What you are asked to do:
Return the entries below verbatim. Pictures stay out.

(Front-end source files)
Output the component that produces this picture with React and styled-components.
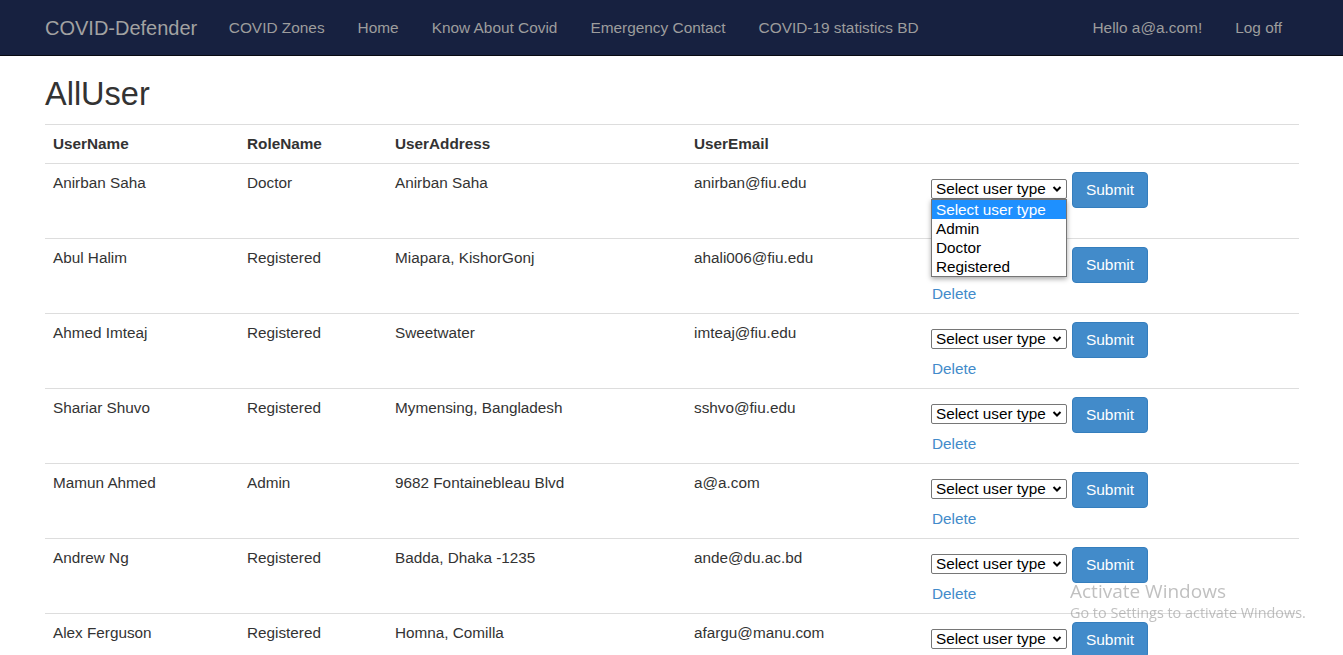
import React from "react";
import styled, { createGlobalStyle } from "styled-components";

const Global = createGlobalStyle`
  html, body { margin: 0; padding: 0; overflow: hidden; }
  body {
    font-family: "Liberation Sans", Arial, Helvetica, sans-serif;
    font-size: 15.3px;
    line-height: 21.5px;
    color: #333;
    background: #fff;
  }
  * { box-sizing: border-box; }
`;

const Navbar = styled.nav`
  height: 56px;
  background: #172140;
  border-bottom: 1px solid #080a12;
  display: flex;
  align-items: center;
  padding: 0 45px;
`;

const Brand = styled.a`
  font-size: 20px;
  color: #a2a2a2;
  text-decoration: none;
  line-height: 20px;
  padding-right: 15px;
`;

const NavList = styled.div`
  display: flex;
  align-items: center;
  flex: ${(p) => (p.$grow ? 1 : "0 0 auto")};
`;

const NavLink = styled.a`
  color: #9d9d9d;
  text-decoration: none;
  font-size: 15.4px;
  line-height: 20px;
  padding: 0 16.5px;
  &:last-child { padding-right: ${(p) => (p.$flushRight ? 16 : 16.5)}px; }
`;

const Container = styled.main`
  padding: 0 44px 0 45px;
`;

const Title = styled.h2`
  font-size: 32.5px;
  font-weight: 500;
  line-height: 36px;
  margin: 20px 0 12px;
  color: #333;
`;

const Table = styled.table`
  width: 100%;
  border-collapse: collapse;
  table-layout: fixed;
  border-top: 1px solid #ddd;
`;

const Th = styled.th`
  text-align: left;
  font-weight: 700;
  padding: 8px;
  border-bottom: 1px solid #ddd;
  vertical-align: bottom;
`;

const Td = styled.td`
  padding: 8px;
  border-top: 1px solid #ddd;
  vertical-align: top;
`;

const Actions = styled.div`
  display: flex;
  align-items: flex-start;
  gap: 5px;
`;

const SelectWrap = styled.div`
  position: relative;
  margin-top: 7px;
`;

const SelectBox = styled.div`
  width: 136px;
  height: 20px;
  border: 1px solid #767676;
  border-radius: 2px;
  background: #fff;
  color: #000;
  font-size: 15.3px;
  line-height: 18px;
  padding: 0 0 0 4px;
  display: flex;
  align-items: center;
  justify-content: space-between;
  white-space: nowrap;
`;

const Chevron = styled.svg`
  width: 10px;
  height: 10px;
  margin-right: 4px;
  flex: none;
`;

const Dropdown = styled.ul`
  position: absolute;
  top: 20px;
  left: 0;
  width: 136px;
  margin: 0;
  padding: 0;
  list-style: none;
  background: #fff;
  border: 1px solid #767676;
  box-shadow: 0 2px 5px rgba(0, 0, 0, 0.35);
  z-index: 5;
`;

const Option = styled.li`
  height: 19px;
  line-height: 19px;
  font-size: 15.3px;
  padding: 0 4px;
  color: ${(p) => (p.$active ? "#fff" : "#000")};
  background: ${(p) => (p.$active ? "#1e90ff" : "#fff")};
`;

const Button = styled.button`
  height: 36px;
  width: 76px;
  padding: 0;
  font-family: inherit;
  font-size: 15.5px;
  color: #fff;
  background: #428bca;
  border: 1px solid #357ebd;
  border-radius: 4px;
`;

const DeleteLink = styled.a`
  display: block;
  color: #428bca;
  text-decoration: none;
  line-height: 22px;
  margin-left: 1px;
`;

const Watermark = styled.div`
  position: fixed;
  left: 1070px;
  top: 578px;
  color: rgba(140, 140, 140, 0.55);
  font-family: "Open Sans", "Noto Sans", sans-serif;
  pointer-events: none;
  white-space: nowrap;
`;

const WmTitle = styled.div`
  font-size: 19px;
  line-height: 26px;
`;

const WmSub = styled.div`
  font-size: 14.4px;
  line-height: 18px;
`;

const users = [
  ["Anirban Saha", "Doctor", "Anirban Saha", "anirban@fiu.edu"],
  ["Abul Halim", "Registered", "Miapara, KishorGonj", "ahali006@fiu.edu"],
  ["Ahmed Imteaj", "Registered", "Sweetwater", "imteaj@fiu.edu"],
  ["Shariar Shuvo", "Registered", "Mymensing, Bangladesh", "sshvo@fiu.edu"],
  ["Mamun Ahmed", "Admin", "9682 Fontainebleau Blvd", "a@a.com"],
  ["Andrew Ng", "Registered", "Badda, Dhaka -1235", "ande@du.ac.bd"],
  ["Alex Ferguson", "Registered", "Homna, Comilla", "afargu@manu.com"],
  ["Jose Mourinho", "Registered", "Dhaka", "jose@manu.com"],
];

const options = ["Select user type", "Admin", "Doctor", "Registered"];

function Select({ open }) {
  return (
    <SelectWrap>
      <SelectBox>
        Select user type
        <Chevron viewBox="0 0 10 10">
          <path d="M1.5 3 L5 6.5 L8.5 3" fill="none" stroke="#000" strokeWidth="2" />
        </Chevron>
      </SelectBox>
      {open && (
        <Dropdown>
          {options.map((o, i) => (
            <Option key={o} $active={i === 0}>{o}</Option>
          ))}
        </Dropdown>
      )}
    </SelectWrap>
  );
}

export default function App() {
  return (
    <>
      <Global />
      <Navbar>
        <Brand href="#">COVID-Defender</Brand>
        <NavList $grow>
          <NavLink href="#">COVID Zones</NavLink>
          <NavLink href="#">Home</NavLink>
          <NavLink href="#">Know About Covid</NavLink>
          <NavLink href="#">Emergency Contact</NavLink>
          <NavLink href="#">COVID-19 statistics BD</NavLink>
        </NavList>
        <NavList>
          <NavLink href="#">Hello a@a.com!</NavLink>
          <NavLink href="#" $flushRight>Log off</NavLink>
        </NavList>
      </Navbar>
      <Container>
        <Title>AllUser</Title>
        <Table>
          <colgroup>
            <col style={{ width: 194 }} />
            <col style={{ width: 148 }} />
            <col style={{ width: 299 }} />
            <col style={{ width: 237 }} />
            <col />
          </colgroup>
          <thead>
            <tr>
              <Th>UserName</Th>
              <Th>RoleName</Th>
              <Th>UserAddress</Th>
              <Th>UserEmail</Th>
              <Th></Th>
            </tr>
          </thead>
          <tbody>
            {users.map((u, i) => (
              <tr key={u[3]}>
                <Td>{u[0]}</Td>
                <Td>{u[1]}</Td>
                <Td>{u[2]}</Td>
                <Td>{u[3]}</Td>
                <Td>
                  <Actions>
                    <Select open={i === 0} />
                    <Button>Submit</Button>
                  </Actions>
                  <DeleteLink href="#">Delete</DeleteLink>
                </Td>
              </tr>
            ))}
          </tbody>
        </Table>
      </Container>
      <Watermark>
        <WmTitle>Activate Windows</WmTitle>
        <WmSub>Go to Settings to activate Windows.</WmSub>
      </Watermark>
    </>
  );
}
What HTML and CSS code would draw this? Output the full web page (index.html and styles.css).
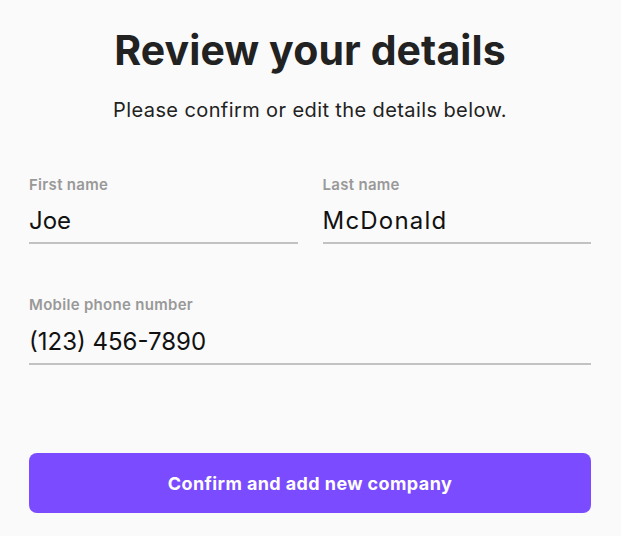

Worked solution:
Output the component that produces this picture with React and styled-components.
import React from "react";
import styled, { createGlobalStyle } from "styled-components";

const Global = createGlobalStyle`
  html, body { margin: 0; padding: 0; overflow: hidden; }
  body {
    font-family: "Liberation Sans", Arial, Helvetica, sans-serif;
    font-size: 15.3px;
    line-height: 21.5px;
    color: #333;
    background: #fff;
  }
  * { box-sizing: border-box; }
`;

const Navbar = styled.nav`
  height: 56px;
  background: #172140;
  border-bottom: 1px solid #080a12;
  display: flex;
  align-items: center;
  padding: 0 45px;
`;

const Brand = styled.a`
  font-size: 20px;
  color: #a2a2a2;
  text-decoration: none;
  line-height: 20px;
  padding-right: 15px;
`;

const NavList = styled.div`
  display: flex;
  align-items: center;
  flex: ${(p) => (p.$grow ? 1 : "0 0 auto")};
`;

const NavLink = styled.a`
  color: #9d9d9d;
  text-decoration: none;
  font-size: 15.4px;
  line-height: 20px;
  padding: 0 16.5px;
  &:last-child { padding-right: ${(p) => (p.$flushRight ? 16 : 16.5)}px; }
`;

const Container = styled.main`
  padding: 0 44px 0 45px;
`;

const Title = styled.h2`
  font-size: 32.5px;
  font-weight: 500;
  line-height: 36px;
  margin: 20px 0 12px;
  color: #333;
`;

const Table = styled.table`
  width: 100%;
  border-collapse: collapse;
  table-layout: fixed;
  border-top: 1px solid #ddd;
`;

const Th = styled.th`
  text-align: left;
  font-weight: 700;
  padding: 8px;
  border-bottom: 1px solid #ddd;
  vertical-align: bottom;
`;

const Td = styled.td`
  padding: 8px;
  border-top: 1px solid #ddd;
  vertical-align: top;
`;

const Actions = styled.div`
  display: flex;
  align-items: flex-start;
  gap: 5px;
`;

const SelectWrap = styled.div`
  position: relative;
  margin-top: 7px;
`;

const SelectBox = styled.div`
  width: 136px;
  height: 20px;
  border: 1px solid #767676;
  border-radius: 2px;
  background: #fff;
  color: #000;
  font-size: 15.3px;
  line-height: 18px;
  padding: 0 0 0 4px;
  display: flex;
  align-items: center;
  justify-content: space-between;
  white-space: nowrap;
`;

const Chevron = styled.svg`
  width: 10px;
  height: 10px;
  margin-right: 4px;
  flex: none;
`;

const Dropdown = styled.ul`
  position: absolute;
  top: 20px;
  left: 0;
  width: 136px;
  margin: 0;
  padding: 0;
  list-style: none;
  background: #fff;
  border: 1px solid #767676;
  box-shadow: 0 2px 5px rgba(0, 0, 0, 0.35);
  z-index: 5;
`;

const Option = styled.li`
  height: 19px;
  line-height: 19px;
  font-size: 15.3px;
  padding: 0 4px;
  color: ${(p) => (p.$active ? "#fff" : "#000")};
  background: ${(p) => (p.$active ? "#1e90ff" : "#fff")};
`;

const Button = styled.button`
  height: 36px;
  width: 76px;
  padding: 0;
  font-family: inherit;
  font-size: 15.5px;
  color: #fff;
  background: #428bca;
  border: 1px solid #357ebd;
  border-radius: 4px;
`;

const DeleteLink = styled.a`
  display: block;
  color: #428bca;
  text-decoration: none;
  line-height: 22px;
  margin-left: 1px;
`;

const Watermark = styled.div`
  position: fixed;
  left: 1070px;
  top: 578px;
  color: rgba(140, 140, 140, 0.55);
  font-family: "Open Sans", "Noto Sans", sans-serif;
  pointer-events: none;
  white-space: nowrap;
`;

const WmTitle = styled.div`
  font-size: 19px;
  line-height: 26px;
`;

const WmSub = styled.div`
  font-size: 14.4px;
  line-height: 18px;
`;

const users = [
  ["Anirban Saha", "Doctor", "Anirban Saha", "anirban@fiu.edu"],
  ["Abul Halim", "Registered", "Miapara, KishorGonj", "ahali006@fiu.edu"],
  ["Ahmed Imteaj", "Registered", "Sweetwater", "imteaj@fiu.edu"],
  ["Shariar Shuvo", "Registered", "Mymensing, Bangladesh", "sshvo@fiu.edu"],
  ["Mamun Ahmed", "Admin", "9682 Fontainebleau Blvd", "a@a.com"],
  ["Andrew Ng", "Registered", "Badda, Dhaka -1235", "ande@du.ac.bd"],
  ["Alex Ferguson", "Registered", "Homna, Comilla", "afargu@manu.com"],
  ["Jose Mourinho", "Registered", "Dhaka", "jose@manu.com"],
];

const options = ["Select user type", "Admin", "Doctor", "Registered"];

function Select({ open }) {
  return (
    <SelectWrap>
      <SelectBox>
        Select user type
        <Chevron viewBox="0 0 10 10">
          <path d="M1.5 3 L5 6.5 L8.5 3" fill="none" stroke="#000" strokeWidth="2" />
        </Chevron>
      </SelectBox>
      {open && (
        <Dropdown>
          {options.map((o, i) => (
            <Option key={o} $active={i === 0}>{o}</Option>
          ))}
        </Dropdown>
      )}
    </SelectWrap>
  );
}

export default function App() {
  return (
    <>
      <Global />
      <Navbar>
        <Brand href="#">COVID-Defender</Brand>
        <NavList $grow>
          <NavLink href="#">COVID Zones</NavLink>
          <NavLink href="#">Home</NavLink>
          <NavLink href="#">Know About Covid</NavLink>
          <NavLink href="#">Emergency Contact</NavLink>
          <NavLink href="#">COVID-19 statistics BD</NavLink>
        </NavList>
        <NavList>
          <NavLink href="#">Hello a@a.com!</NavLink>
          <NavLink href="#" $flushRight>Log off</NavLink>
        </NavList>
      </Navbar>
      <Container>
        <Title>AllUser</Title>
        <Table>
          <colgroup>
            <col style={{ width: 194 }} />
            <col style={{ width: 148 }} />
            <col style={{ width: 299 }} />
            <col style={{ width: 237 }} />
            <col />
          </colgroup>
          <thead>
            <tr>
              <Th>UserName</Th>
              <Th>RoleName</Th>
              <Th>UserAddress</Th>
              <Th>UserEmail</Th>
              <Th></Th>
            </tr>
          </thead>
          <tbody>
            {users.map((u, i) => (
              <tr key={u[3]}>
                <Td>{u[0]}</Td>
                <Td>{u[1]}</Td>
                <Td>{u[2]}</Td>
                <Td>{u[3]}</Td>
                <Td>
                  <Actions>
                    <Select open={i === 0} />
                    <Button>Submit</Button>
                  </Actions>
                  <DeleteLink href="#">Delete</DeleteLink>
                </Td>
              </tr>
            ))}
          </tbody>
        </Table>
      </Container>
      <Watermark>
        <WmTitle>Activate Windows</WmTitle>
        <WmSub>Go to Settings to activate Windows.</WmSub>
      </Watermark>
    </>
  );
}
What HTML and CSS code would draw this? Output the full web page (index.html and styles.css).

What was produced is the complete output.